Kansas does recognize common law marriage, except for individuals under the age of 18. There are certain requirements that must be met in order to form a common law marriage. First, capacity to make an agreement to marriage. Second, holding out to the public as husband and wife. In addition, time is not a factor. And this is the one question I get the most. Usually, I get calls from men and women and they tell me, "we have lived together for 5 years, aren't we common law married. Maybe!! The burden of proving the marraige rests on the party asserting existence of a marriage.

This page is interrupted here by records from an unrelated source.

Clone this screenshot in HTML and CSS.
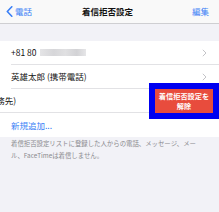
FILE: index.html
```html
<!DOCTYPE html>
<html lang="ja">
<head>
<meta charset="utf-8">
<link rel="stylesheet" href="styles.css">
</head>
<body>
<header class="nav">
  <div class="nav-left">
    <svg class="back" width="7" height="11" viewBox="0 0 7 11"><path d="M5.8 0.8 L1.3 5.5 L5.8 10.2" fill="none" stroke="#3a7ff6" stroke-width="1.6" stroke-linecap="round" stroke-linejoin="round"/></svg>
    <span class="link">電話</span>
  </div>
  <div class="nav-title">着信拒否設定</div>
  <div class="nav-right"><span class="link">編集</span></div>
</header>
<div class="gap"></div>
<ul class="list">
  <li class="row">
    <div class="row-inner">
      <span class="label">+81 80 <span class="blur"></span></span>
      <svg class="chev" width="5" height="8" viewBox="0 0 5 8"><path d="M0.8 0.8 L4 4 L0.8 7.2" fill="none" stroke="#c4c4c8" stroke-width="1"/></svg>
    </div>
  </li>
  <li class="row">
    <div class="row-inner">
      <span class="label">英雄太郎 (携帯電話)</span>
      <svg class="chev" width="5" height="8" viewBox="0 0 5 8"><path d="M0.8 0.8 L4 4 L0.8 7.2" fill="none" stroke="#c4c4c8" stroke-width="1"/></svg>
    </div>
  </li>
  <li class="row row-swiped">
    <div class="row-inner shifted">
      <span class="label">英雄太郎 (勤務先)</span>
      <svg class="chev" width="5" height="8" viewBox="0 0 5 8"><path d="M0.8 0.8 L4 4 L0.8 7.2" fill="none" stroke="#c4c4c8" stroke-width="1"/></svg>
    </div>
  </li>
  <li class="row">
    <div class="row-inner last">
      <span class="label link">新規追加...</span>
    </div>
  </li>
</ul>
<p class="note">着信拒否設定リストに登録した人からの電話、メッセージ、メール、FaceTimeは着信しません。</p>
<div class="unblock"><span>着信拒否設定を<br>解除</span></div>
</body>
</html>
```
FILE: styles.css
```css
* { box-sizing: border-box; }
html, body { margin: 0; padding: 0; }
body {
  width: 219px;
  height: 212px;
  overflow: hidden;
  background: #f2f2f7;
  font-family: "Noto Sans CJK JP", "Noto Sans", sans-serif;
  color: #111;
  position: relative;
}
.nav {
  height: 24px;
  background: #f9f9f9;
  border-bottom: 1px solid #cfcfd2;
  display: grid;
  grid-template-columns: 1fr auto 1fr;
  align-items: center;
  font-size: 8.5px;
  line-height: 1;
  padding: 0 10px 0 6px;
}
.nav-left { display: flex; align-items: center; gap: 2px; }
.back { display: block; }
.nav-title { font-weight: 700; }
.nav-right { text-align: right; }
.link { color: #3a7ff6; }
.gap { height: 17px; }
.list {
  list-style: none;
  margin: 0;
  padding: 0;
  background: #fff;
}
.row {
  height: 24px;
  padding-left: 11px;
  overflow: hidden;
}
.row-inner {
  height: 24px;
  display: flex;
  align-items: center;
  justify-content: space-between;
  padding-right: 12px;
  border-bottom: 1px solid #e2e2e5;
  font-size: 8.5px;
  line-height: 1;
}
.row-inner.last { border-bottom: none; }
.row-swiped { padding-left: 0; }
.shifted { transform: translateX(-62px); padding-left: 11px; width: calc(100% + 62px); }
.label { display: flex; align-items: center; white-space: nowrap; }
.blur {
  display: inline-block;
  width: 46px;
  height: 7px;
  margin-left: 3px;
  background: linear-gradient(90deg, #e4e4e6 0%, #d6d6d9 30%, #e0e0e2 55%, #d2d2d5 80%, #e6e6e8 100%);
  filter: blur(0.6px);
}
.chev { display: block; }
.note {
  margin: 0;
  padding: 1px 12px 0 11px;
  font-size: 6.4px;
  line-height: 12px;
  color: #8a8a8e;
}
.unblock {
  position: absolute;
  left: 149px;
  top: 83px;
  width: 70px;
  height: 36px;
  border: 6px solid #0000f0;
  background: #e84c3d;
  color: #fff;
  font-size: 7.2px;
  line-height: 10px;
  font-weight: 700;
  display: flex;
  align-items: center;
  justify-content: center;
  text-align: center;
}
```
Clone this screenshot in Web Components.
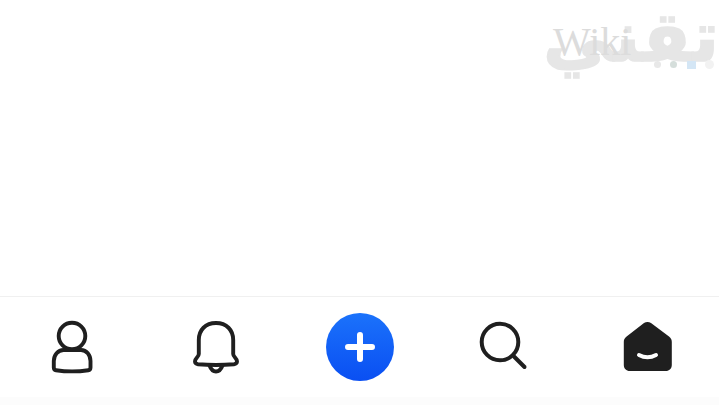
<!DOCTYPE html>
<html lang="ar">
<head>
<meta charset="utf-8">
<title>Bottom nav</title>
<style>
    html, body {
        margin: 0;
        height: 100%;
        background: #fff;
    }
</style>
</head>
<body>
<app-shell>
    <wiki-mark slot="mark"></wiki-mark>
    <bottom-nav slot="nav">
        <nav-item>
            <svg width="60" height="60" viewBox="0 0 60 60" fill="none" stroke="#1f1f1f" stroke-width="3.9" stroke-linecap="round" stroke-linejoin="round">
                <circle cx="29" cy="19" r="13.300"/>
                <path d="M20.500 33H38C43.500 33 47.500 38 47.500 44V50.500C47.500 52.300 46.800 53 45.300 53.200C34.500 54.800 23.500 54.800 13 53.200C11.500 53 10.800 52.300 10.800 50.500V44C10.800 38 15 33 20.500 33Z"/>
            </svg>
        </nav-item>
        <nav-item>
            <svg width="60" height="60" viewBox="0 0 60 60" fill="none" stroke="#1f1f1f" stroke-width="3.9" stroke-linecap="round" stroke-linejoin="round">
                <path d="M30 6C19.500 6 12.800 13 12.800 23V37C12.800 40 9 41 9 44.300C9 46.300 10.300 47 12 47.200C24 48.300 36 48.300 48 47.200C49.700 47 51 46.300 51 44.300C51 41 47.200 40 47.200 37V23C47.200 13 40.500 6 30 6Z"/>
                <path d="M23.500 48.500C25 52.500 27 54.500 30 54.500C33 54.500 35 52.500 36.500 48.500"/>
            </svg>
        </nav-item>
        <nav-item>
            <add-button></add-button>
        </nav-item>
        <nav-item>
            <svg width="60" height="60" viewBox="0 0 60 60" fill="none" stroke="#1f1f1f" stroke-width="4" stroke-linecap="round" stroke-linejoin="round">
                <circle cx="26" cy="25" r="18.300"/>
                <path d="M40 39.500L50.500 50"/>
            </svg>
        </nav-item>
        <nav-item>
            <svg width="60" height="60" viewBox="0 0 60 60">
                <path fill="#1f1f1f" d="M27 6C29 4.500 32 4.500 34 6L52 19.500C54 21 54.800 22.500 54.800 25V48C54.800 51.500 52.300 54 48.800 54H12.800C9.300 54 6.800 51.500 6.800 48V25C6.800 22.500 7.600 21 9.600 19.500Z"/>
                <path fill="none" stroke="#fff" stroke-width="4" stroke-linecap="round" d="M22 38C27.500 41 33.500 41 39 38"/>
            </svg>
        </nav-item>
    </bottom-nav>
</app-shell>

<script>
    class AppShell extends HTMLElement {
        constructor() {
            super();
            this.attachShadow({ mode: "open" });
            this.shadowRoot.innerHTML = `
                <style>
                    :host {
                        display: flex;
                        flex-direction: column;
                        height: 100vh;
                        background: #fff;
                    }
                    main {
                        flex: 1;
                        position: relative;
                        overflow: hidden;
                    }
                    footer {
                        background: #fcfcfc;
                        padding-bottom: 8px;
                    }
                </style>
                <main><slot name="mark"></slot></main>
                <footer><slot name="nav"></slot></footer>
            `;
        }
    }

    class WikiMark extends HTMLElement {
        constructor() {
            super();
            this.attachShadow({ mode: "open" });
            this.shadowRoot.innerHTML = `
                <style>
                    :host {
                        display: block;
                        position: absolute;
                        top: 0;
                        right: 0;
                        width: 180px;
                        height: 90px;
                        color: #e6e6e6;
                    }
                    .arabic {
                        position: absolute;
                        right: 0;
                        top: 0;
                        font: bold 70px/74px "DejaVu Sans", sans-serif;
                        -webkit-text-stroke: 1.5px #e6e6e6;
                        direction: rtl;
                        white-space: nowrap;
                    }
                    .latin {
                        position: absolute;
                        left: 14px;
                        top: 20px;
                        font: 40px/44px "Liberation Serif", serif;
                        color: #dcdcdc;
                    }
                    .dots {
                        position: absolute;
                        top: 60px;
                        left: 115px;
                        display: flex;
                        gap: 9px;
                        align-items: center;
                    }
                    .dots i {
                        width: 7px;
                        height: 7px;
                        border-radius: 50%;
                        background: #e8e8e8;
                    }
                    .dots i:nth-child(2) { background: #d5dedb; }
                    .dots i:nth-child(3) { background: #d4e6f5; border-radius: 0; width: 9px; height: 8px; margin-left: 1px; }
                    .dots i:nth-child(4) { background: #f2f2f2; width: 9px; height: 9px; }
                </style>
                <div class="arabic">تقني</div>
                <div class="latin">Wiki</div>
                <div class="dots"><i></i><i></i><i></i><i></i></div>
            `;
        }
    }

    class BottomNav extends HTMLElement {
        constructor() {
            super();
            this.attachShadow({ mode: "open" });
            this.shadowRoot.innerHTML = `
                <style>
                    :host {
                        display: grid;
                        grid-template-columns: repeat(5, 1fr);
                        height: 100px;
                        padding-left: 1px;
                        background: #fff;
                        border-top: 1px solid #f0f0f0;
                    }
                </style>
                <slot></slot>
            `;
        }
    }

    class NavItem extends HTMLElement {
        constructor() {
            super();
            this.attachShadow({ mode: "open" });
            this.shadowRoot.innerHTML = `
                <style>
                    :host {
                        display: flex;
                        align-items: center;
                        justify-content: center;
                    }
                </style>
                <slot></slot>
            `;
        }
    }

    class AddButton extends HTMLElement {
        constructor() {
            super();
            this.attachShadow({ mode: "open" });
            this.shadowRoot.innerHTML = `
                <style>
                    :host {
                        display: flex;
                        align-items: center;
                        justify-content: center;
                        width: 68px;
                        height: 68px;
                        border-radius: 50%;
                        background: linear-gradient(#1b72fb, #0a4ff2);
                    }
                </style>
                <svg width="32" height="32" viewBox="0 0 32 32">
                    <path d="M16 4V28M4 16H28" stroke="#fff" stroke-width="6" stroke-linecap="round"/>
                </svg>
            `;
        }
    }

    customElements.define("app-shell", AppShell);
    customElements.define("wiki-mark", WikiMark);
    customElements.define("bottom-nav", BottomNav);
    customElements.define("nav-item", NavItem);
    customElements.define("add-button", AddButton);
</script>
</body>
</html>
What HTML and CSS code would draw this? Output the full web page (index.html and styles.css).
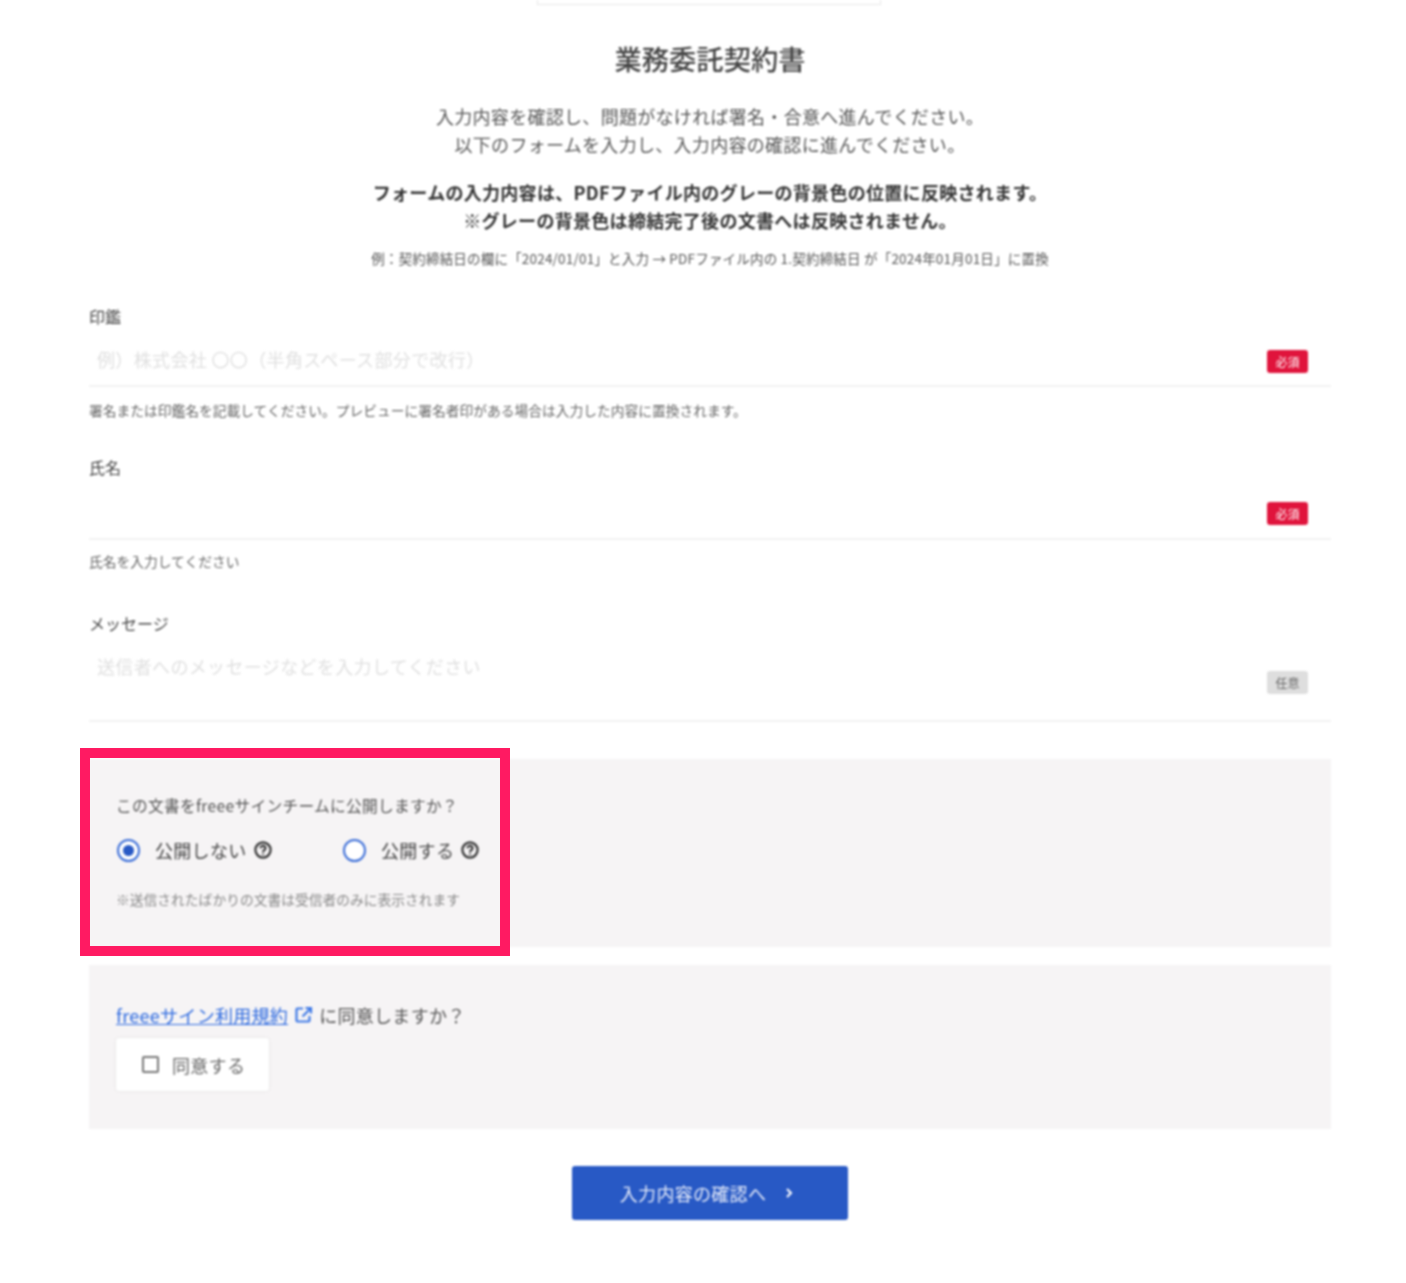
FILE: index.html
```html
<!DOCTYPE html>
<html lang="ja">
<head>
  <meta charset="UTF-8" />
  <title>業務委託契約書</title>
  <link rel="stylesheet" href="styles.css">
</head>
<body>
  <div class="page">
    <div class="top-stub"></div>
    <h1 class="title">業務委託契約書</h1>
    <div class="lead">
      <p>入力内容を確認し、問題がなければ署名・合意へ進んでください。<br>以下のフォームを入力し、入力内容の確認に進んでください。</p>
      <p class="lead-bold">フォームの入力内容は、PDFファイル内のグレーの背景色の位置に反映されます。<br>※グレーの背景色は締結完了後の文書へは反映されません。</p>
      <p class="lead-small">例：契約締結日の欄に「2024/01/01」と入力 → PDFファイル内の 1.契約締結日 が「2024年01月01日」に置換</p>
    </div>

    <div class="field field-seal">
      <div class="field-label">印鑑</div>
      <div class="field-input">
        <span class="placeholder">例）株式会社 〇〇（半角スペース部分で改行）</span>
        <span class="badge badge-required">必須</span>
      </div>
      <div class="field-hint">署名または印鑑名を記載してください。プレビューに署名者印がある場合は入力した内容に置換されます。</div>
    </div>

    <div class="field field-name">
      <div class="field-label">氏名</div>
      <div class="field-input">
        <span class="placeholder"></span>
        <span class="badge badge-required">必須</span>
      </div>
      <div class="field-hint">氏名を入力してください</div>
    </div>

    <div class="field field-message">
      <div class="field-label">メッセージ</div>
      <div class="field-input field-input-tall">
        <span class="placeholder">送信者へのメッセージなどを入力してください</span>
        <span class="badge badge-optional">任意</span>
      </div>
    </div>

    <div class="panel panel-publish">
      <div class="panel-question">この文書をfreeeサインチームに公開しますか？</div>
      <div class="radio-row">
        <label class="radio-item radio-item-first">
          <span class="radio radio-on"></span>
          <span>公開しない</span>
          <svg class="help" viewBox="0 0 18 18"><circle cx="9" cy="9" r="7.6"/><path d="M6.6 7.2a2.4 2.4 0 1 1 3.7 2c-.9.6-1.3 1-1.3 2"/><path d="M9 12.6v1.2"/></svg>
        </label>
        <label class="radio-item">
          <span class="radio"></span>
          <span>公開する</span>
          <svg class="help" viewBox="0 0 18 18"><circle cx="9" cy="9" r="7.6"/><path d="M6.6 7.2a2.4 2.4 0 1 1 3.7 2c-.9.6-1.3 1-1.3 2"/><path d="M9 12.6v1.2"/></svg>
        </label>
      </div>
      <div class="panel-note">※送信されたばかりの文書は受信者のみに表示されます</div>
    </div>

    <div class="panel panel-terms">
      <div class="terms-line">
        <a href="#" class="terms-link">freeeサイン利用規約</a>
        <svg class="ext-icon" viewBox="0 0 18 18"><path d="M8 2.5H2.5a1 1 0 0 0-1 1v11a1 1 0 0 0 1 1h11a1 1 0 0 0 1-1V10"/><path d="M7.5 10.5 15.5 2.5"/><path d="M10.5 2h5.5v5.5"/></svg>
        <span>に同意しますか？</span>
      </div>
      <label class="agree-btn"><span class="checkbox"></span>同意する</label>
    </div>

    <div class="actions">
      <button class="submit-btn">入力内容の確認へ<svg class="chevron" viewBox="0 0 10 12"><path d="M3 2l4 4-4 4"/></svg></button>
    </div>
  </div>
  <div class="highlight"></div>
</body>
</html>
```

FILE: styles.css
```css
body {
  margin: 0;
  background: #fff;
  color: #444;
  font-family: "Noto Sans CJK JP", "Noto Sans", sans-serif;
  position: relative;
  height: 1283px;
  overflow: hidden;
}
.page {
  width: 1242px;
  margin-left: 89px;
  filter: blur(0.8px);
}
.top-stub {
  width: 344px;
  height: 5px;
  margin-left: 448px;
  box-sizing: border-box;
  border: 1px solid #e8e8e8;
  border-top: 0;
}
.title {
  margin: 33px 0 0;
  font-size: 27.3px;
  line-height: 40px;
  font-weight: 500;
  text-align: center;
  color: #444;
}
.lead {
  margin-top: 24px;
  text-align: center;
  font-size: 18px;
  letter-spacing: 0.3px;
  line-height: 28px;
  color: #555;
}
.lead p {
  margin: 0;
}
.lead .lead-bold {
  margin-top: 20px;
  font-weight: 700;
  color: #333;
}
.lead .lead-small {
  margin-top: 14px;
  font-size: 13.5px;
  letter-spacing: 0.2px;
  line-height: 20px;
  color: #555;
}
.field-label {
  font-size: 16px;
  line-height: 20px;
  color: #444;
}
.field-input {
  display: flex;
  align-items: center;
  justify-content: space-between;
  height: 60px;
  padding: 6px 23px 0 8px;
  border-bottom: 2px solid #f2f2f2;
  box-sizing: border-box;
}
.placeholder {
  font-size: 18px;
  letter-spacing: 0.35px;
  color: #e0e0e0;
}
.badge {
  width: 41px;
  height: 23px;
  border-radius: 3px;
  font-size: 12px;
  line-height: 23px;
  text-align: center;
}
.badge-required {
  background: #e0143c;
  color: #fff;
}
.badge-optional {
  background: #dedede;
  color: #666;
}
.field-hint {
  margin-top: 13px;
  font-size: 13.75px;
  line-height: 20px;
  color: #666;
}
.field-seal {
  margin-top: 38px;
}
.field-seal .field-input {
  height: 61px;
}
.field-seal .badge {
  margin-top: 6px;
}
.field-name {
  margin-top: 37px;
}
.field-name .field-input {
  height: 63px;
}
.field-name .badge {
  margin-top: 5px;
}
.field-name .field-hint {
  margin-top: 11px;
}
.field-message {
  margin-top: 42px;
}
.field-input-tall {
  height: 89px;
  align-items: flex-start;
  padding-top: 20px;
}
.field-input-tall .badge {
  margin-top: 18px;
}
.panel {
  background: #f6f4f5;
  padding-left: 27px;
  box-sizing: border-box;
}
.panel-publish {
  margin-top: 37px;
  height: 188px;
  padding-top: 36px;
}
.panel-question {
  font-size: 15.7px;
  letter-spacing: 0.3px;
  line-height: 22px;
  color: #555;
}
.radio-row {
  display: flex;
  margin-top: 11px;
}
.radio-item {
  display: flex;
  align-items: center;
  font-size: 18px;
  letter-spacing: 0.3px;
  line-height: 44px;
  color: #444;
  height: 44px;
}
.radio-item-first {
  width: 226px;
}
.radio {
  width: 23px;
  height: 23px;
  box-sizing: border-box;
  border: 2px solid #3d6fd8;
  border-radius: 50%;
  background: #fff;
  margin: 0 15px 0 1px;
  flex: none;
  position: relative;
}
.radio-on::after {
  content: "";
  position: absolute;
  left: 4px;
  top: 4px;
  width: 11px;
  height: 11px;
  border-radius: 50%;
  background: #2859c5;
}
.help {
  width: 18px;
  height: 18px;
  margin-left: 7px;
  fill: none;
  stroke: #333;
  stroke-width: 2.2;
}
.panel-note {
  margin-top: 17px;
  font-size: 13.75px;
  line-height: 20px;
  color: #888;
}
.panel-terms {
  margin-top: 18px;
  height: 164px;
  padding-top: 35px;
}
.terms-line {
  display: flex;
  align-items: center;
  font-size: 18px;
  letter-spacing: 0.3px;
  line-height: 30px;
  color: #555;
}
.terms-link {
  color: #2f6be0;
}
.ext-icon {
  width: 18px;
  height: 18px;
  margin: 0 6px 0 7px;
  fill: none;
  stroke: #3d78e6;
  stroke-width: 2.2;
}
.agree-btn {
  display: flex;
  align-items: center;
  width: 153px;
  height: 53px;
  margin-top: 8px;
  padding-left: 26px;
  box-sizing: border-box;
  background: #fff;
  border-radius: 3px;
  box-shadow: 0 0 3px rgba(0, 0, 0, 0.1);
  font-size: 18px;
  letter-spacing: 0.3px;
  color: #666;
}
.checkbox {
  width: 17px;
  height: 17px;
  box-sizing: border-box;
  border: 2px solid #777;
  border-radius: 2px;
  margin-right: 13px;
}
.actions {
  display: flex;
  justify-content: center;
  margin-top: 37px;
}
.submit-btn {
  display: flex;
  align-items: center;
  justify-content: center;
  width: 276px;
  height: 54px;
  border: 0;
  border-radius: 3px;
  background: #2859c5;
  color: #e6ecfa;
  font-family: inherit;
  font-size: 18px;
  letter-spacing: 0.3px;
  padding: 0 6px 0 0;
}
.chevron {
  width: 10px;
  height: 12px;
  margin-left: 18px;
  fill: none;
  stroke: #fff;
  stroke-width: 2;
}
.highlight {
  position: absolute;
  left: 80px;
  top: 748px;
  width: 430px;
  height: 208px;
  box-sizing: border-box;
  border: 10px solid #ff1a62;
}
```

The capacity to to enter into a common law marriage requires the ability to understand, the marital contract, its duties and responsibilities, no existing marriage and the requisite ages, now 18. The present agreement requires a present explicit intent to be married and not an intent to marry in the future. This is the hardest requirement to explain and to prove. The question becomes whether the conduct of the parties in a particular case is sufficiently indicative of a marriage to infer the existence of an agreement. FInally, holding out to the public. This requirement mandates that the parties must publicly and professedly live as husband and wife. There are various types of activities which constitute a holding out to the putlic as husband and wife including, cohabitation, using the same last name, filing joint tax returns, opening joint bank or savings accounts, joint ownership of property, pooling resources, the woman using the man's last name on a driver's license and in daily affairs, designating the other person as spouse and beneficiary on insurance policies, having children and generally gaining a reputation in the community as husband and wife.
Such a case will depend on the facts of the case. Lack of cohabitation may lead to a rejection. Where the parties' acts are inconsistent in their oral characterization of their relationship, the court may find no common law marriage. And where one party consistently denies the existence of an agreement to marry, the court may find no common law marriage.